Earmark decisions are made behind closed doors in committee rooms and rarely debated on the floor of the House or Senate. The more powerful the member, the more likely he or she is able to get an earmark through.

The practice has long been a lightning rod for criticism. Then-speaker of the House J. Dennis Hastert, R-Ill., caused a scandal in 2006 when it was revealed that he had inserted a $207 million earmark to build a highway near property he owned in Illinois.

Yet earmarking shot to new levels in the past decade as hundreds of lawmakers stuffed bills with pet projects. In 2010, the number of earmarks hit a new high: 11,320 worth $32 billion.

As earmarking increased, reporters and watchdog groups, including Taxpayers for Common Sense and Citizens Against Government Waste, publicized dubious earmarks. The public backlash eventually prompted Congress to make changes, beginning in 2007. For the first time, lawmakers were required to put their name next to earmarks they sought.

Last year, as criticism and scrutiny mounted, Congress imposed a two-year moratorium on new earmarks. The Senate last week extended the ban another year.

Some contend the moratorium has just driven the practice underground. Six months into the moratorium, Sen. Claire McCaskill, D-Mo., identified more than 100 special spending provisions in a House defense bill that she said were clearly earmarks.

McCaskill's efforts prompted lawmakers to strip the provisions from the final bill but her attempts to turn the moratorium into a permanent ban has found little support on Capitol Hill. So far, only 12 lawmakers have signed onto her bill.

Congress polices its own conflicts through House and Senate ethics committees.

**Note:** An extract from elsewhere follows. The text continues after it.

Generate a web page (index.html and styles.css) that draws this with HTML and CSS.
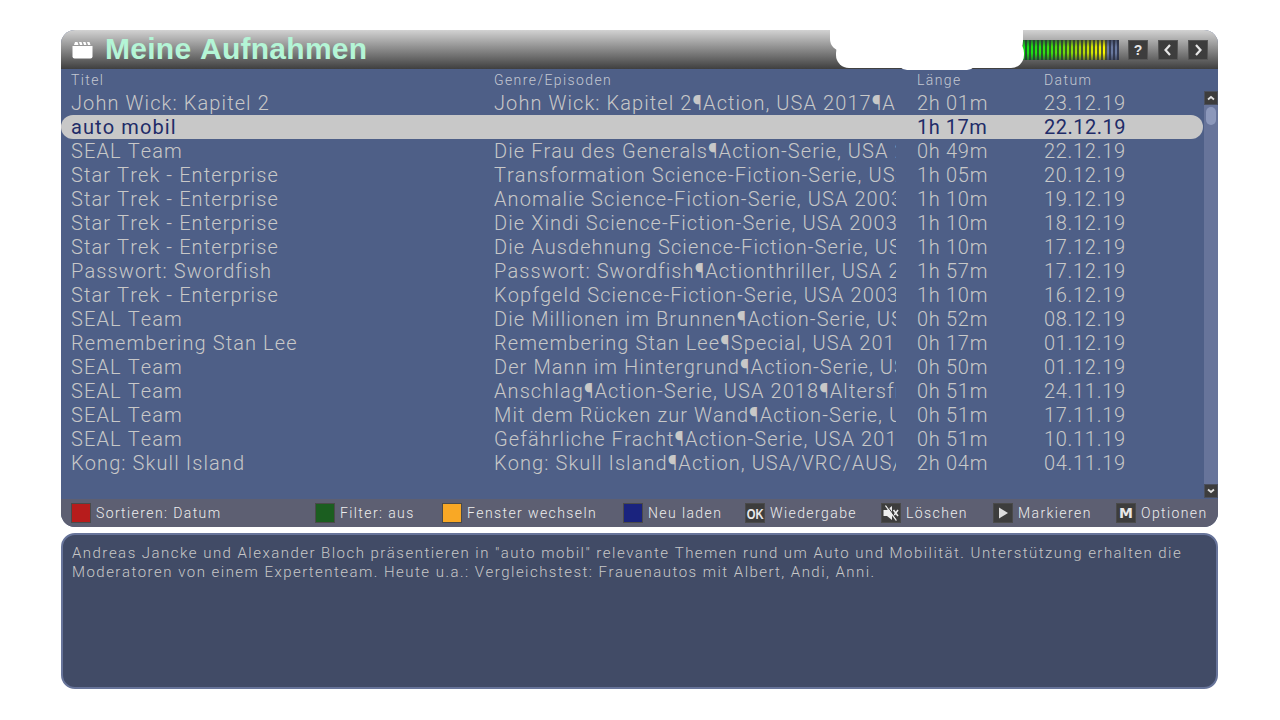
FILE: index.html
```html
<!DOCTYPE html>
<html lang="de">
<head>
    <meta charset="UTF-8">
    <title>Meine Aufnahmen</title>
    <link rel="stylesheet" href="styles.css">
</head>
<body>
    <div class="screen">
        <div class="panel">
            <div class="header">
                <svg class="clapper" width="22" height="18" viewBox="0 0 22 18">
                    <path d="M0.500 5h20v10.500a2 2 0 0 1-2 2h-16a2 2 0 0 1-2-2z" fill="#fff"/>
                    <path d="M2 4l1-3h2.500l1 3zM8 4l-1-3h2.500l1 3zM12 4l-1-3h2.500l1 3zM16 4l-1-3h2.500l1 3z" fill="#fff"/>
                </svg>
                <div class="title">Meine Aufnahmen</div>
                <div class="meter"></div>
                <div class="hbtn">
                    <svg width="20" height="20" viewBox="0 0 20 20"><text x="10" y="15" class="qmark">?</text></svg>
                </div>
                <div class="hbtn">
                    <svg width="20" height="20" viewBox="0 0 20 20"><path d="M12 5l-4.500 5 4.500 5" class="chev"/></svg>
                </div>
                <div class="hbtn">
                    <svg width="20" height="20" viewBox="0 0 20 20"><path d="M8 5l4.500 5-4.500 5" class="chev"/></svg>
                </div>
                <div class="blob blob-a"></div>
                <div class="blob blob-b"></div>
                <div class="blob blob-c"></div>
            </div>
            <div class="listarea">
                <div class="row heads">
                    <div>Titel</div><div>Genre/Episoden</div><div>Länge</div><div>Datum</div>
                </div>
                <div class="list">
                    <div class="row"><div>John Wick: Kapitel 2</div><div>John Wick: Kapitel 2¶Action, USA 2017¶Altersfreigabe: ab 16</div><div>2h 01m</div><div>23.12.19</div></div>
                    <div class="row current"><div>auto mobil</div><div></div><div>1h 17m</div><div>22.12.19</div></div>
                    <div class="row"><div>SEAL Team</div><div>Die Frau des Generals¶Action-Serie, USA 2018</div><div>0h 49m</div><div>22.12.19</div></div>
                    <div class="row"><div>Star Trek - Enterprise</div><div>Transformation Science-Fiction-Serie, USA 2003</div><div>1h 05m</div><div>20.12.19</div></div>
                    <div class="row"><div>Star Trek - Enterprise</div><div>Anomalie Science-Fiction-Serie, USA 2003</div><div>1h 10m</div><div>19.12.19</div></div>
                    <div class="row"><div>Star Trek - Enterprise</div><div>Die Xindi Science-Fiction-Serie, USA 2003</div><div>1h 10m</div><div>18.12.19</div></div>
                    <div class="row"><div>Star Trek - Enterprise</div><div>Die Ausdehnung Science-Fiction-Serie, USA 2003</div><div>1h 10m</div><div>17.12.19</div></div>
                    <div class="row"><div>Passwort: Swordfish</div><div>Passwort: Swordfish¶Actionthriller, USA 2001</div><div>1h 57m</div><div>17.12.19</div></div>
                    <div class="row"><div>Star Trek - Enterprise</div><div>Kopfgeld Science-Fiction-Serie, USA 2003</div><div>1h 10m</div><div>16.12.19</div></div>
                    <div class="row"><div>SEAL Team</div><div>Die Millionen im Brunnen¶Action-Serie, USA 2018</div><div>0h 52m</div><div>08.12.19</div></div>
                    <div class="row"><div>Remembering Stan Lee</div><div>Remembering Stan Lee¶Special, USA 2018</div><div>0h 17m</div><div>01.12.19</div></div>
                    <div class="row"><div>SEAL Team</div><div>Der Mann im Hintergrund¶Action-Serie, USA 2018</div><div>0h 50m</div><div>01.12.19</div></div>
                    <div class="row"><div>SEAL Team</div><div>Anschlag¶Action-Serie, USA 2018¶Altersfreigabe</div><div>0h 51m</div><div>24.11.19</div></div>
                    <div class="row"><div>SEAL Team</div><div>Mit dem Rücken zur Wand¶Action-Serie, USA 2018</div><div>0h 51m</div><div>17.11.19</div></div>
                    <div class="row"><div>SEAL Team</div><div>Gefährliche Fracht¶Action-Serie, USA 2018</div><div>0h 51m</div><div>10.11.19</div></div>
                    <div class="row"><div>Kong: Skull Island</div><div>Kong: Skull Island¶Action, USA/VRC/AUS/VNM 2017</div><div>2h 04m</div><div>04.11.19</div></div>
                </div>
                <div class="scrollbar">
                    <div class="sbtn">
                        <svg width="12" height="12" viewBox="0 0 12 12"><path d="M3 7.500l3-2.500 3 2.500" class="schev"/></svg>
                    </div>
                    <div class="track"><div class="thumb"></div></div>
                    <div class="sbtn">
                        <svg width="12" height="12" viewBox="0 0 12 12"><path d="M3 4.500l3 2.500 3-2.500" class="schev"/></svg>
                    </div>
                </div>
            </div>
            <div class="footer">
                <div class="key k1"><span class="swatch red"></span>Sortieren: Datum</div>
                <div class="key k2"><span class="swatch green"></span>Filter: aus</div>
                <div class="key k3"><span class="swatch yellow"></span>Fenster wechseln</div>
                <div class="key k4"><span class="swatch blue"></span>Neu laden</div>
                <div class="key k5"><span class="swatch dark"><b class="oktext">OK</b></span>Wiedergabe</div>
                <div class="key k6"><span class="swatch dark">
                    <svg width="18" height="18" viewBox="0 0 18 18">
                        <path d="M1.500 6h3.500l5-4v14l-5-4H1.500z" fill="#eee"/>
                        <path d="M11.500 6l4.500 6M16 6l-4.500 6" stroke="#eee" stroke-width="1.600" fill="none"/>
                        <path d="M3.500 1.500l11 15" stroke="#eee" stroke-width="1.300" fill="none"/>
                        <path d="M4.500 1l11 15" stroke="#3d3d3d" stroke-width="1" fill="none"/>
                    </svg>
                </span>Löschen</div>
                <div class="key k7"><span class="swatch dark">
                    <svg width="18" height="18" viewBox="0 0 18 18"><path d="M5 3.500l9 5.500-9 5.500z" fill="#ddd"/></svg>
                </span>Markieren</div>
                <div class="key k8"><span class="swatch dark"><b class="mtext">M</b></span>Optionen</div>
            </div>
        </div>
        <div class="description">Andreas Jancke und Alexander Bloch präsentieren in "auto mobil" relevante Themen rund um Auto und Mobilität. Unterstützung erhalten die Moderatoren von einem Expertenteam. Heute u.a.: Vergleichstest: Frauenautos mit Albert, Andi, Anni.</div>
    </div>
</body>
</html>
```

FILE: styles.css
```css
* {
    box-sizing: border-box;
}
body {
    margin: 0;
    background: #fff;
    font-family: Roboto, "Liberation Sans", sans-serif;
    font-weight: 300;
    font-kerning: none;
    overflow: hidden;
}
.screen {
    width: 1157px;
    margin: 30px 0 0 61px;
}
.panel {
    height: 497px;
    background: #4e5f87;
    border-radius: 14px;
    overflow: hidden;
}
.header {
    position: relative;
    height: 39px;
    display: flex;
    align-items: center;
    background: linear-gradient(#d2d2d2, #3f3f3f);
    padding-left: 11px;
}
.clapper {
    flex: none;
}
.title {
    font-family: "Liberation Sans", Arial, sans-serif;
    font-weight: 700;
    font-size: 30px;
    letter-spacing: 0.270px;
    color: #b4f5d6;
    margin: 0 0 2px 11px;
}
.meter {
    width: 96px;
    height: 20px;
    margin-left: auto;
    margin-right: 9px;
    background:
        linear-gradient(rgba(40, 45, 60, 0.6), rgba(40, 45, 60, 0) 35%, rgba(40, 45, 60, 0) 65%, rgba(40, 45, 60, 0.6)),
        repeating-linear-gradient(90deg, transparent 0 2px, rgba(35, 40, 60, 0.75) 2px 4px),
        linear-gradient(90deg, #14e014 0, #3fe00c 30%, #a8d808 60%, #f8f800 84%, #f0e800 87%, #6a7aa0 88%, #6a7aa0 100%);
}
.hbtn {
    width: 20px;
    height: 20px;
    margin-right: 10px;
    background: #3d3d3d;
    border: 1px solid #555;
}
.hbtn svg {
    display: block;
    margin: -1px;
}
.qmark {
    font-family: "Liberation Sans", sans-serif;
    font-weight: 700;
    font-size: 14px;
    fill: #e6e6e6;
    text-anchor: middle;
}
.chev {
    fill: none;
    stroke: #e6e6e6;
    stroke-width: 2.200;
}
/* white patches lying over the header */
.blob {
    position: absolute;
    background: #fff;
}
.blob-a {
    left: 769px;
    top: 0;
    width: 193px;
    height: 21px;
    border-radius: 0 0 10px 12px;
}
.blob-b {
    left: 775px;
    top: 10px;
    width: 188px;
    height: 28px;
    border-radius: 13px;
}
.blob-c {
    left: 836px;
    top: 30px;
    width: 80px;
    height: 10px;
    border-radius: 0 0 10px 10px;
}
.listarea {
    position: relative;
    height: 430px;
}
.row {
    display: grid;
    grid-template-columns: 423px 423px 127px 1fr;
    height: 24px;
    line-height: 24px;
    padding-left: 10px;
    font-size: 20px;
    letter-spacing: 1.100px;
    color: #c8c8c8;
    white-space: nowrap;
    width: 1142px;
}
.row > div {
    overflow: hidden;
    padding-right: 20px;
}
.row > div:nth-child(2) {
    padding-right: 0;
    width: 402px;
    letter-spacing: 1.080px;
}
.row > div:nth-child(n+3) {
    letter-spacing: 0.700px;
}
.row.current {
    background: #c8c8c8;
    color: #1f2c68;
    font-weight: 400;
    border-radius: 12px;
}
.row.current > div:nth-child(n+3) {
    letter-spacing: 0.500px;
}
.row.heads > div {
    font-size: 14px;
    letter-spacing: 1.400px;
}
.heads {
    height: 22px;
    line-height: 22px;
    color: #c4c8d2;
}
.scrollbar {
    position: absolute;
    right: 0;
    top: 22px;
    width: 14px;
    height: 407px;
    display: flex;
    flex-direction: column;
    background: #67749a;
}
.sbtn {
    height: 14px;
    flex: none;
    background: #3d3d3d;
    border: 1px solid #4a4f5c;
}
.sbtn svg {
    display: block;
}
.schev {
    fill: none;
    stroke: #e0e0e0;
    stroke-width: 1.800;
}
.track {
    flex: 1;
    padding: 2px 2px 0;
}
.thumb {
    height: 18px;
    background: #8c98bb;
    border-radius: 6px;
}
.footer {
    height: 28px;
    background: #5d5f72;
    display: flex;
    font-size: 14px;
    letter-spacing: 1.400px;
    color: #eee;
}
.key {
    display: flex;
    align-items: center;
    height: 28px;
    white-space: nowrap;
}
.swatch {
    width: 20px;
    height: 20px;
    margin-right: 5px;
    border: 1px solid #4a4a4a;
    display: flex;
    align-items: center;
    justify-content: center;
    flex: none;
}
.red { background: #b71c1c; }
.green { background: #1b5e20; }
.yellow { background: #f9a825; }
.blue { background: #1a237e; }
.dark { background: #3d3d3d; }
.oktext {
    display: inline-block;
    font-family: "Liberation Sans", sans-serif;
    font-weight: 700;
    font-size: 15px;
    letter-spacing: 0;
    color: #e8e8e8;
    transform: scaleX(0.75);
}
.mtext {
    font-family: "DejaVu Sans", sans-serif;
    font-weight: 700;
    font-size: 14px;
    letter-spacing: 0;
    color: #e8e8e8;
}
.k1 { margin-left: 10px; width: 244px; }
.k2 { width: 127px; }
.k3 { width: 181px; }
.k4 { width: 122px; }
.k5 { width: 136px; }
.k6 { width: 112px; }
.k7 { width: 123px; }
.description {
    height: 156px;
    margin-top: 6px;
    background: #414b66;
    border: 2px solid #67749a;
    border-radius: 14px;
    padding: 9px 9px;
    font-size: 15px;
    line-height: 19px;
    letter-spacing: 1.470px;
    color: #c8c8c8;
}
```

Under the 2007 reforms, members were required to certify that they had no financial interest in the earmarks they sought. Under Senate rules, a lawmaker is considered to have a financial interest only when the "principal purpose" of the spending is to benefit a "limited class" -- themselves, their spouses or their immediate family. In other words, the spending is permitted unless lawmakers are guiding money to build such things as private roads or driveways, or directly funding their relatives' salaries.